SET EXERCISE: Copy all of the material below exactly.
Start PROVIDED DATA
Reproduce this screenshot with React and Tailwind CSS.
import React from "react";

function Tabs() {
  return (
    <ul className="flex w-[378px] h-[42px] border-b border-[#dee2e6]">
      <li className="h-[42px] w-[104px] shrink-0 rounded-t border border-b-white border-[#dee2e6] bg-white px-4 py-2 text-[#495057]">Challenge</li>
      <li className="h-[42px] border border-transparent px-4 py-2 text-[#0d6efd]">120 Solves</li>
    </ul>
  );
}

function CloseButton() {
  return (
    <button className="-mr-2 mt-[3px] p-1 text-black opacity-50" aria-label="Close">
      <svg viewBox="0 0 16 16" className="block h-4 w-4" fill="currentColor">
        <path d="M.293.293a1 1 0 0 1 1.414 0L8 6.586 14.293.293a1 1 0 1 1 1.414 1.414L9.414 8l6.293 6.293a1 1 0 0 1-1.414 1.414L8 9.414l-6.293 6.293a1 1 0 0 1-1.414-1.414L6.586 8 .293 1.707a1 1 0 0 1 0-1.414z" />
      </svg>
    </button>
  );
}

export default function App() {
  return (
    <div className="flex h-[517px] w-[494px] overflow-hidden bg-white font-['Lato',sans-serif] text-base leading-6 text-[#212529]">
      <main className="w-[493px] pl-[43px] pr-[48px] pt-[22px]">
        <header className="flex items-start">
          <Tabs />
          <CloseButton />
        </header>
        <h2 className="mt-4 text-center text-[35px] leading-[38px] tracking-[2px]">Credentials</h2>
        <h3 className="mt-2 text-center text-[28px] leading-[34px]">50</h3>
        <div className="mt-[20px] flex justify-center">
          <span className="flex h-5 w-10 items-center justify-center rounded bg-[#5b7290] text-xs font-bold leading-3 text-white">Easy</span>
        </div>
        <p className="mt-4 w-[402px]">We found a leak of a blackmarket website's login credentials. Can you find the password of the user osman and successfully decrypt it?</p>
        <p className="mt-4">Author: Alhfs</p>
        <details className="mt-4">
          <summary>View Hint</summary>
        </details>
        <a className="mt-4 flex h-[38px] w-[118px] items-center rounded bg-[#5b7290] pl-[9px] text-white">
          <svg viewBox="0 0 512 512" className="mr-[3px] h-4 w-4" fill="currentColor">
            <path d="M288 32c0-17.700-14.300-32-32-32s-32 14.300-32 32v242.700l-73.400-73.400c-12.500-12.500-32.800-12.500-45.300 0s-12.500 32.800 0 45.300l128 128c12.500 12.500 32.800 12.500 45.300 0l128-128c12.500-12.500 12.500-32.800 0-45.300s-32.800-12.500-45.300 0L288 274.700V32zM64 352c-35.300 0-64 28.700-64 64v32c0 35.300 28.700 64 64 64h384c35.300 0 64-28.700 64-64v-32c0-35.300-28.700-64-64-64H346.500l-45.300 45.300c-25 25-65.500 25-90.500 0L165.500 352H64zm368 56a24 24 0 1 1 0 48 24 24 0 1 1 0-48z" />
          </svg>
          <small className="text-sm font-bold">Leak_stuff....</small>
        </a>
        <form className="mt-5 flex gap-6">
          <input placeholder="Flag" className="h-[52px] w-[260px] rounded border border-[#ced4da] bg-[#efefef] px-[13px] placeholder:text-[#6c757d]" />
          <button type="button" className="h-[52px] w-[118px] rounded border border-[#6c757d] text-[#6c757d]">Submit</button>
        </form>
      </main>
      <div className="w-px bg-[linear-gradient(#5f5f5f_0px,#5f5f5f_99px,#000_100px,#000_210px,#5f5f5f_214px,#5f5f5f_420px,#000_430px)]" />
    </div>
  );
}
End PROVIDED DATA
WRITTEN RESPONSE:
Reproduce this screenshot with React and Tailwind CSS.
import React from "react";

function Tabs() {
  return (
    <ul className="flex w-[378px] h-[42px] border-b border-[#dee2e6]">
      <li className="h-[42px] w-[104px] shrink-0 rounded-t border border-b-white border-[#dee2e6] bg-white px-4 py-2 text-[#495057]">Challenge</li>
      <li className="h-[42px] border border-transparent px-4 py-2 text-[#0d6efd]">120 Solves</li>
    </ul>
  );
}

function CloseButton() {
  return (
    <button className="-mr-2 mt-[3px] p-1 text-black opacity-50" aria-label="Close">
      <svg viewBox="0 0 16 16" className="block h-4 w-4" fill="currentColor">
        <path d="M.293.293a1 1 0 0 1 1.414 0L8 6.586 14.293.293a1 1 0 1 1 1.414 1.414L9.414 8l6.293 6.293a1 1 0 0 1-1.414 1.414L8 9.414l-6.293 6.293a1 1 0 0 1-1.414-1.414L6.586 8 .293 1.707a1 1 0 0 1 0-1.414z" />
      </svg>
    </button>
  );
}

export default function App() {
  return (
    <div className="flex h-[517px] w-[494px] overflow-hidden bg-white font-['Lato',sans-serif] text-base leading-6 text-[#212529]">
      <main className="w-[493px] pl-[43px] pr-[48px] pt-[22px]">
        <header className="flex items-start">
          <Tabs />
          <CloseButton />
        </header>
        <h2 className="mt-4 text-center text-[35px] leading-[38px] tracking-[2px]">Credentials</h2>
        <h3 className="mt-2 text-center text-[28px] leading-[34px]">50</h3>
        <div className="mt-[20px] flex justify-center">
          <span className="flex h-5 w-10 items-center justify-center rounded bg-[#5b7290] text-xs font-bold leading-3 text-white">Easy</span>
        </div>
        <p className="mt-4 w-[402px]">We found a leak of a blackmarket website's login credentials. Can you find the password of the user osman and successfully decrypt it?</p>
        <p className="mt-4">Author: Alhfs</p>
        <details className="mt-4">
          <summary>View Hint</summary>
        </details>
        <a className="mt-4 flex h-[38px] w-[118px] items-center rounded bg-[#5b7290] pl-[9px] text-white">
          <svg viewBox="0 0 512 512" className="mr-[3px] h-4 w-4" fill="currentColor">
            <path d="M288 32c0-17.700-14.300-32-32-32s-32 14.300-32 32v242.700l-73.400-73.400c-12.500-12.500-32.800-12.500-45.300 0s-12.500 32.800 0 45.300l128 128c12.500 12.500 32.800 12.500 45.300 0l128-128c12.500-12.500 12.500-32.800 0-45.300s-32.800-12.500-45.300 0L288 274.700V32zM64 352c-35.300 0-64 28.700-64 64v32c0 35.300 28.700 64 64 64h384c35.300 0 64-28.700 64-64v-32c0-35.300-28.700-64-64-64H346.500l-45.300 45.300c-25 25-65.500 25-90.500 0L165.500 352H64zm368 56a24 24 0 1 1 0 48 24 24 0 1 1 0-48z" />
          </svg>
          <small className="text-sm font-bold">Leak_stuff....</small>
        </a>
        <form className="mt-5 flex gap-6">
          <input placeholder="Flag" className="h-[52px] w-[260px] rounded border border-[#ced4da] bg-[#efefef] px-[13px] placeholder:text-[#6c757d]" />
          <button type="button" className="h-[52px] w-[118px] rounded border border-[#6c757d] text-[#6c757d]">Submit</button>
        </form>
      </main>
      <div className="w-px bg-[linear-gradient(#5f5f5f_0px,#5f5f5f_99px,#000_100px,#000_210px,#5f5f5f_214px,#5f5f5f_420px,#000_430px)]" />
    </div>
  );
}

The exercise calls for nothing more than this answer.